WHAT IS NEEDED: Scan the material that follows. Copy every line containing the word "TypeScript".

·····

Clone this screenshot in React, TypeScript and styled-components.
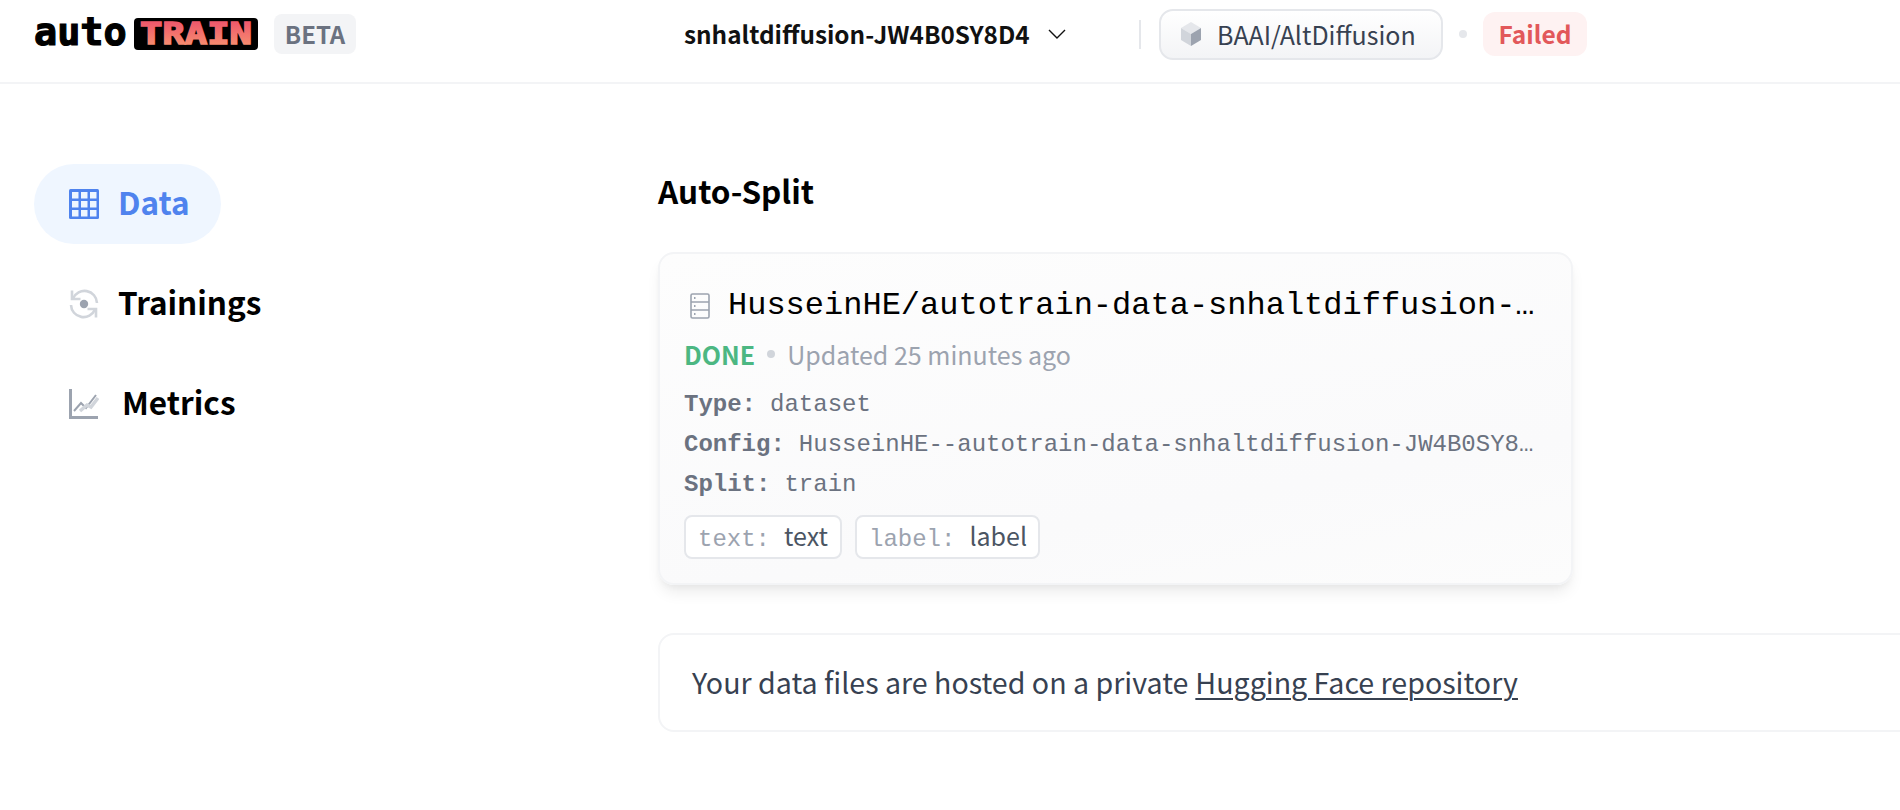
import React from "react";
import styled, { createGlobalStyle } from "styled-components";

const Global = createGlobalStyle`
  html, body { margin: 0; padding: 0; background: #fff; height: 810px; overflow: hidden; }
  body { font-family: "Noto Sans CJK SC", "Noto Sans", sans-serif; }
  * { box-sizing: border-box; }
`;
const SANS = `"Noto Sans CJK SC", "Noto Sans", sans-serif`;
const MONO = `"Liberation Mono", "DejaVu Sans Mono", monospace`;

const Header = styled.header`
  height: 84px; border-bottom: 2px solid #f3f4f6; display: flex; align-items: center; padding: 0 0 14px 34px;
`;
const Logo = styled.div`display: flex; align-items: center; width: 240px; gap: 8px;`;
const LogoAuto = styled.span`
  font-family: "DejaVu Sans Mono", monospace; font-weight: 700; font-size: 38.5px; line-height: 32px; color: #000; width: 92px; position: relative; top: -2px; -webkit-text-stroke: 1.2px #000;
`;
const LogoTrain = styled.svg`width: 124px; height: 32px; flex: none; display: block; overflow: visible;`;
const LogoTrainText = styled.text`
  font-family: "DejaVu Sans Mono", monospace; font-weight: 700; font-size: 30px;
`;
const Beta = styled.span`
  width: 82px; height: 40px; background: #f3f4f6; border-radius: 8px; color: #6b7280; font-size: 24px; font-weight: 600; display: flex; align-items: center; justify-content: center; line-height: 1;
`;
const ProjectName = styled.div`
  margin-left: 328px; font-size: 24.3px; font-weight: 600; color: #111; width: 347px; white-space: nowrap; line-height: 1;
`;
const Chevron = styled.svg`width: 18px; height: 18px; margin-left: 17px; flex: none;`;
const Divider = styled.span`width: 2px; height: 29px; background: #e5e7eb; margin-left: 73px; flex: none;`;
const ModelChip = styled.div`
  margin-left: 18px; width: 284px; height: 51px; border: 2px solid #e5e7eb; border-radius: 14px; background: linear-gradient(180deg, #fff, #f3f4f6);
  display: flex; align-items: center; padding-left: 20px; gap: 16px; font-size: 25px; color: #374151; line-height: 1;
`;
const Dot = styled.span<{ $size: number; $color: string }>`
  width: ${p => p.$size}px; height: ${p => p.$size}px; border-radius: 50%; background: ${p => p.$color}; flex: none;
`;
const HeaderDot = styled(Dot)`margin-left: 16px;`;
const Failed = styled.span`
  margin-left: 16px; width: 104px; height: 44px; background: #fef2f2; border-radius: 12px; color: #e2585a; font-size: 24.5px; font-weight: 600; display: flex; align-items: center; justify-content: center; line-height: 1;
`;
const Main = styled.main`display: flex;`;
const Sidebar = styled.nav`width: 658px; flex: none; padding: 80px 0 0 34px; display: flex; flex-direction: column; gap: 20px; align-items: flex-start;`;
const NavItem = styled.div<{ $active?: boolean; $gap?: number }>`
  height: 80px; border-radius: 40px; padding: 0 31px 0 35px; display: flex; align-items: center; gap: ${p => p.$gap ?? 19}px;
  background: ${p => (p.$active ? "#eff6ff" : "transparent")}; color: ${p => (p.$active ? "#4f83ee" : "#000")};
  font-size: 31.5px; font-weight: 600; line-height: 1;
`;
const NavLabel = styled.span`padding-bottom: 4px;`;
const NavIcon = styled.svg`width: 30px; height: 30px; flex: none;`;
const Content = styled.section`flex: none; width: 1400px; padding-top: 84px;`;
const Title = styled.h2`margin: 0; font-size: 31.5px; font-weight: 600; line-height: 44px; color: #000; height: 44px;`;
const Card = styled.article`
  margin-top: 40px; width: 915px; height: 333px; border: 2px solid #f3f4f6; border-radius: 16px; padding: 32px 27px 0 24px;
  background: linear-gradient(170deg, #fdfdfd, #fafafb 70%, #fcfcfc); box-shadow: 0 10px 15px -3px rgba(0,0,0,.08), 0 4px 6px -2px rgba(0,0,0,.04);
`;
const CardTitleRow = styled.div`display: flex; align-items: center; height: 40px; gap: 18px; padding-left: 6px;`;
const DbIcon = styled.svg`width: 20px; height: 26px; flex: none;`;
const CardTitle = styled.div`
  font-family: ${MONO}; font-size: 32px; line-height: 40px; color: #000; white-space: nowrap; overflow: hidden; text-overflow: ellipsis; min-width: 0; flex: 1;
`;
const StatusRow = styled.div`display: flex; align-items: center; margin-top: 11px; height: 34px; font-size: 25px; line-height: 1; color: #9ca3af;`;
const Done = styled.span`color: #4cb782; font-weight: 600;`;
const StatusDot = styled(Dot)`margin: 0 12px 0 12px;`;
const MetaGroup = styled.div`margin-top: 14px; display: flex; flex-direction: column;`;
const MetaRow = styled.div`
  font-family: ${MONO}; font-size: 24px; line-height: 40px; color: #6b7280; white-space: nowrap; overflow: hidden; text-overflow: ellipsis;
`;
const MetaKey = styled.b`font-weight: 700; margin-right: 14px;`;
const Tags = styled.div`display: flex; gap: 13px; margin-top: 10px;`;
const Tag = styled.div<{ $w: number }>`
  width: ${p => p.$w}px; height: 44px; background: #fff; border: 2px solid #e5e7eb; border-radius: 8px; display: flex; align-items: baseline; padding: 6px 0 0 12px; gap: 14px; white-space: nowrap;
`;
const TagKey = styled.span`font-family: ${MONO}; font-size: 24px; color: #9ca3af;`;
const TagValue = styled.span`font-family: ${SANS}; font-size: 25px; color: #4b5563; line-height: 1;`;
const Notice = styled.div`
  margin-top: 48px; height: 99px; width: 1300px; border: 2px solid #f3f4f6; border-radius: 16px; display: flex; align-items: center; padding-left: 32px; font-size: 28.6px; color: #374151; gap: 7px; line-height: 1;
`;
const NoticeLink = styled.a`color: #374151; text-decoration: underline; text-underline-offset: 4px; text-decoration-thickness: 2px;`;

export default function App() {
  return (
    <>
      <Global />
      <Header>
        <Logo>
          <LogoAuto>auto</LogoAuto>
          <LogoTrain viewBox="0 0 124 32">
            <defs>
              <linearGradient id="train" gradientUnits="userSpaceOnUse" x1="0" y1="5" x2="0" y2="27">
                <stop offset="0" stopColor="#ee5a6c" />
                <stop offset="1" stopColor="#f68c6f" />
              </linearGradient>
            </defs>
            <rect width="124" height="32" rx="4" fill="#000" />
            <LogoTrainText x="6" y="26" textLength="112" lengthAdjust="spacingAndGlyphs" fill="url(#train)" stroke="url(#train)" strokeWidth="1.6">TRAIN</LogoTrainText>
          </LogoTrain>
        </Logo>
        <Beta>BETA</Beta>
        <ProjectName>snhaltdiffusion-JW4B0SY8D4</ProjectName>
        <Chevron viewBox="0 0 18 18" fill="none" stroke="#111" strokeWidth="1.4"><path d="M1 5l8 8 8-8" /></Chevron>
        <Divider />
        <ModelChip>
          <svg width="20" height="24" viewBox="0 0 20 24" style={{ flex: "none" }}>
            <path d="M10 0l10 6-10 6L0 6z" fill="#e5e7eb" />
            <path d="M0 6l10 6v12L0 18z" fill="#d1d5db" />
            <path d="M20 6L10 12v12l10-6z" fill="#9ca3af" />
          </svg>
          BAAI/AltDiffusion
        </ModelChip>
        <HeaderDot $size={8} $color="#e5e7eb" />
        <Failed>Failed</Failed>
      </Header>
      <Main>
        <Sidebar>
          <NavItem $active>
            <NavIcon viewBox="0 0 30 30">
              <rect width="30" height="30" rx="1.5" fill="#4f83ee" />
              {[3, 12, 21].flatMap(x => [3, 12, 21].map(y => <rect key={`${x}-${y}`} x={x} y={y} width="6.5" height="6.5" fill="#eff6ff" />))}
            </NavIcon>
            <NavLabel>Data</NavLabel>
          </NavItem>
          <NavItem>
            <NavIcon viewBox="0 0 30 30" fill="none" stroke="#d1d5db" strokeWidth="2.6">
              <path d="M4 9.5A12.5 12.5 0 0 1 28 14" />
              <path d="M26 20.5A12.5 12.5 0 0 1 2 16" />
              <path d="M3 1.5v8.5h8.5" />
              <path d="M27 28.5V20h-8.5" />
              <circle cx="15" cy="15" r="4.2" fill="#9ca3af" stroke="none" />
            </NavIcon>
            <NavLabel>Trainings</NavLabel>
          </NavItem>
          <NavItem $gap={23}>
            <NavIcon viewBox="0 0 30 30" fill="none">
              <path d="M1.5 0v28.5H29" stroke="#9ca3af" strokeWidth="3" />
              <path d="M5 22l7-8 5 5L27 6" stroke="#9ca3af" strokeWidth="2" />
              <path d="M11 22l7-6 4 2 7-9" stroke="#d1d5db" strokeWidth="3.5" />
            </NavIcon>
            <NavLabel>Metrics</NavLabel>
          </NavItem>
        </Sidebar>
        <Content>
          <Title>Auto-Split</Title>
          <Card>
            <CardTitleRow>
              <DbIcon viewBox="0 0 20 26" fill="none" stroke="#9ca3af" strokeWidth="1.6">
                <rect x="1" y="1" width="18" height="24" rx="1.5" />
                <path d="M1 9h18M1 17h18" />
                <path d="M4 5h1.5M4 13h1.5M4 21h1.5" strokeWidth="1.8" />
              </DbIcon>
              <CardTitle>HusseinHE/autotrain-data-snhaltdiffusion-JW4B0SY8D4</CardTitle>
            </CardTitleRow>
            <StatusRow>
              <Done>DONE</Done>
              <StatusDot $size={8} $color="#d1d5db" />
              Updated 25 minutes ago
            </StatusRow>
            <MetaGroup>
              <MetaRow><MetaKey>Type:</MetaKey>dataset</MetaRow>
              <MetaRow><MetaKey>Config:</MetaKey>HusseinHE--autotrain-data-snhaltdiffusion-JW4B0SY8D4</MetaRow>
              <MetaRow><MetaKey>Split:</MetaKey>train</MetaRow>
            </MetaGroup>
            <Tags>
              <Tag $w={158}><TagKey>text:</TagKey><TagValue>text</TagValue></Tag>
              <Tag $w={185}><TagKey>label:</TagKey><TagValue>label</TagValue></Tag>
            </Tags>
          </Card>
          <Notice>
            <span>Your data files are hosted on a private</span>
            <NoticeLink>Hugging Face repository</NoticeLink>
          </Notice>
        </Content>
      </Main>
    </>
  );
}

·····

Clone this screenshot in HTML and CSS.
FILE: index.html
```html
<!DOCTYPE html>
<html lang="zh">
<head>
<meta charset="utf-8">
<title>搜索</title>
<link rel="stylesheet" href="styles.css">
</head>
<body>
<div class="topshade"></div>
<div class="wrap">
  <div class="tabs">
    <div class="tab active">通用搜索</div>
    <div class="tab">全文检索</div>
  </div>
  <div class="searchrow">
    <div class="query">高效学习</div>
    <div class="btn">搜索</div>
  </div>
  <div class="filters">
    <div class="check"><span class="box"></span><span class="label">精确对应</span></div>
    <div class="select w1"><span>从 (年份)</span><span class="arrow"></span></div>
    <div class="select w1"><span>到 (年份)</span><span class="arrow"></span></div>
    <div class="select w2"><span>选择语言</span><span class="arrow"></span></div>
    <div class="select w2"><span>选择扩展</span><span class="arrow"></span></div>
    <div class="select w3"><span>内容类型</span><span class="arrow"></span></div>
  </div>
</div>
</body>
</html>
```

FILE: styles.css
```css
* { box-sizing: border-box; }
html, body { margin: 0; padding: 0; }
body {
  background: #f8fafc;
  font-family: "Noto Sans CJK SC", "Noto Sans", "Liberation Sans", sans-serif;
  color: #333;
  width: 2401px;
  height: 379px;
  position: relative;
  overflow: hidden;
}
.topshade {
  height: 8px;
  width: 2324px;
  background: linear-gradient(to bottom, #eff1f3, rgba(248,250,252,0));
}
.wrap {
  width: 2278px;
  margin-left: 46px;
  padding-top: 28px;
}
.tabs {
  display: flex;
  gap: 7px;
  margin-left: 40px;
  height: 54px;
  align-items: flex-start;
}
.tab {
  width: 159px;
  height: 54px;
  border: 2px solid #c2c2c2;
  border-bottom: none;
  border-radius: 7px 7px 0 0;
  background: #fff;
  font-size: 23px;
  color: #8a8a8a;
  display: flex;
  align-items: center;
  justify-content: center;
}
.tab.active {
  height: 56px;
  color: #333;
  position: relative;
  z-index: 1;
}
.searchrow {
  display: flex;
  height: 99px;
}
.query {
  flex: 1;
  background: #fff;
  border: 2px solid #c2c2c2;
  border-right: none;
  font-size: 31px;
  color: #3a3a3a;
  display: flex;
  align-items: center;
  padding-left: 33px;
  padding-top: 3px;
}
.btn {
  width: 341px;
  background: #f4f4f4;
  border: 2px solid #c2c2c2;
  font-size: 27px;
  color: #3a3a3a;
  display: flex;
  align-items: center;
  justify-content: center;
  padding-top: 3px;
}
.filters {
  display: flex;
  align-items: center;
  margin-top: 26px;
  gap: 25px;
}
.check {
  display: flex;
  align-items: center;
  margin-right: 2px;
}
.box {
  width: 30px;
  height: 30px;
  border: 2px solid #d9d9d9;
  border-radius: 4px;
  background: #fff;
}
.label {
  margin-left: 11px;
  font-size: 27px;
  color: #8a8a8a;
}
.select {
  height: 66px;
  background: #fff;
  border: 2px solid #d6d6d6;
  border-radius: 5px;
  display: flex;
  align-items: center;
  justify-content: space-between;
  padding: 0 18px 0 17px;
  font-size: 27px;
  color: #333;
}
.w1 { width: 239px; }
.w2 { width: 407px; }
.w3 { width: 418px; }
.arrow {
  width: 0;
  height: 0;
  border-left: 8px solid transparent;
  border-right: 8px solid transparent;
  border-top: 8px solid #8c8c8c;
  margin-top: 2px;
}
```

·····

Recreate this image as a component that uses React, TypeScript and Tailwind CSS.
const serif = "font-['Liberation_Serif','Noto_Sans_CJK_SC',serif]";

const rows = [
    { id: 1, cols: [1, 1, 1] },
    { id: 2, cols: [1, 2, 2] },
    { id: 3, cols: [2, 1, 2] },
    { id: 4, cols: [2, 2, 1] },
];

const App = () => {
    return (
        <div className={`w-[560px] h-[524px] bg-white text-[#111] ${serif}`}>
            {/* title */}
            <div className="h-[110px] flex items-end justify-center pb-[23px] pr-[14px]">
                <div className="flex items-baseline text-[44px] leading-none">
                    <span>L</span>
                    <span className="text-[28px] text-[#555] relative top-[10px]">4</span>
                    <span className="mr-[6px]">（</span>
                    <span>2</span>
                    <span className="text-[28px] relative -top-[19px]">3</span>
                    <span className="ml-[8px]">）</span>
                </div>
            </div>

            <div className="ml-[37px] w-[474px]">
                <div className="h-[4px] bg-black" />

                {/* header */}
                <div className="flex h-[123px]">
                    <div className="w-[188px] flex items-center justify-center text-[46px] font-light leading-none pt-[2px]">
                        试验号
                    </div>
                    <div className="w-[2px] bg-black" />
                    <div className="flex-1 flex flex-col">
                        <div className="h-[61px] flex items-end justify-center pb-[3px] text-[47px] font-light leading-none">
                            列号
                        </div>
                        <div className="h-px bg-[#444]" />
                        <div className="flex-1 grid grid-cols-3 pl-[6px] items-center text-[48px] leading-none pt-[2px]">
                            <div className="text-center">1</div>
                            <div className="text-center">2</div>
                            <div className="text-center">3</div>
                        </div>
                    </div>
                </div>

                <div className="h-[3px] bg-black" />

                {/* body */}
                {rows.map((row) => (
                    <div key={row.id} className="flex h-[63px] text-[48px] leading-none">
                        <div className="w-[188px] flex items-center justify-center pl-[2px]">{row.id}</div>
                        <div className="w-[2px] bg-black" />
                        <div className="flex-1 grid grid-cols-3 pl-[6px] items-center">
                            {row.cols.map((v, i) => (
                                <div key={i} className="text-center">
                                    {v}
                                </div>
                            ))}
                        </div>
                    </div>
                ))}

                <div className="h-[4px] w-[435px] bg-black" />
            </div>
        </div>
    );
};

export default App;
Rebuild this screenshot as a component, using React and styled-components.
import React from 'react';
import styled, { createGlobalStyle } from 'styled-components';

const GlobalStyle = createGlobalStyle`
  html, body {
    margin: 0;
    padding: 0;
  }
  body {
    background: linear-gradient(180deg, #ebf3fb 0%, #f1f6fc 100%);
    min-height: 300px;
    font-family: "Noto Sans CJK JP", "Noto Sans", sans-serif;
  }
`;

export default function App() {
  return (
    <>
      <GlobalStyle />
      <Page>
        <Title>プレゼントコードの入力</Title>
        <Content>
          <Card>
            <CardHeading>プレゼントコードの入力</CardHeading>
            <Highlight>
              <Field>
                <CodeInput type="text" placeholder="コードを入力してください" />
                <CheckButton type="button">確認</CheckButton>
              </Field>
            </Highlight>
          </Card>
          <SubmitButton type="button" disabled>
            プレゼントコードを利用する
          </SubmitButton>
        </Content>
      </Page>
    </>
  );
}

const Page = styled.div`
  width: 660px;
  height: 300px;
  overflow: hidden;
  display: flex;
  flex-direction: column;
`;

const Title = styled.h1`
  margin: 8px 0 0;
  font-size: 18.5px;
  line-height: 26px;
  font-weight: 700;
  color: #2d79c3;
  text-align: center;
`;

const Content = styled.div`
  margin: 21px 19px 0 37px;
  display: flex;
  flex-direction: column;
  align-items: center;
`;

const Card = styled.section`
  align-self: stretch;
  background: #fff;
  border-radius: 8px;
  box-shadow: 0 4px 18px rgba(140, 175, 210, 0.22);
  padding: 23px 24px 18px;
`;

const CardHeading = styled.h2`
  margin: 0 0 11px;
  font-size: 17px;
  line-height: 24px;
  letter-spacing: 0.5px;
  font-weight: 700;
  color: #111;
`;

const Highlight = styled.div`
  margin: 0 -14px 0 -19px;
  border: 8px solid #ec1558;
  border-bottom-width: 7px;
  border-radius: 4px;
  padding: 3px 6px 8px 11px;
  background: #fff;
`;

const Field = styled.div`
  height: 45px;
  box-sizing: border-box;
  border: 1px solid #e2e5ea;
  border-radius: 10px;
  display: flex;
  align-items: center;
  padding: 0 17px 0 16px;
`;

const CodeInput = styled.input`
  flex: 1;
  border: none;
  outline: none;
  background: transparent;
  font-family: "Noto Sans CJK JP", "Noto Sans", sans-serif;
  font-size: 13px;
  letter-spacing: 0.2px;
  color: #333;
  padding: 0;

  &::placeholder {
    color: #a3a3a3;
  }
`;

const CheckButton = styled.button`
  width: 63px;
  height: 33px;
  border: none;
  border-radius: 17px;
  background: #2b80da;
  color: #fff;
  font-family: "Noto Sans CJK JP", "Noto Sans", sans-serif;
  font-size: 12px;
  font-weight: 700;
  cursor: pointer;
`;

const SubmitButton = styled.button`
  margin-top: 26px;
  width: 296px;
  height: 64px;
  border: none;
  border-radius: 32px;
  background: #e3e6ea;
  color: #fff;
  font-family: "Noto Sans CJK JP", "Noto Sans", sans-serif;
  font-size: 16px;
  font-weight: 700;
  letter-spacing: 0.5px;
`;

·····

ANSWER:
Clone this screenshot in React, TypeScript and styled-components.
Recreate this image as a component that uses React, TypeScript and Tailwind CSS.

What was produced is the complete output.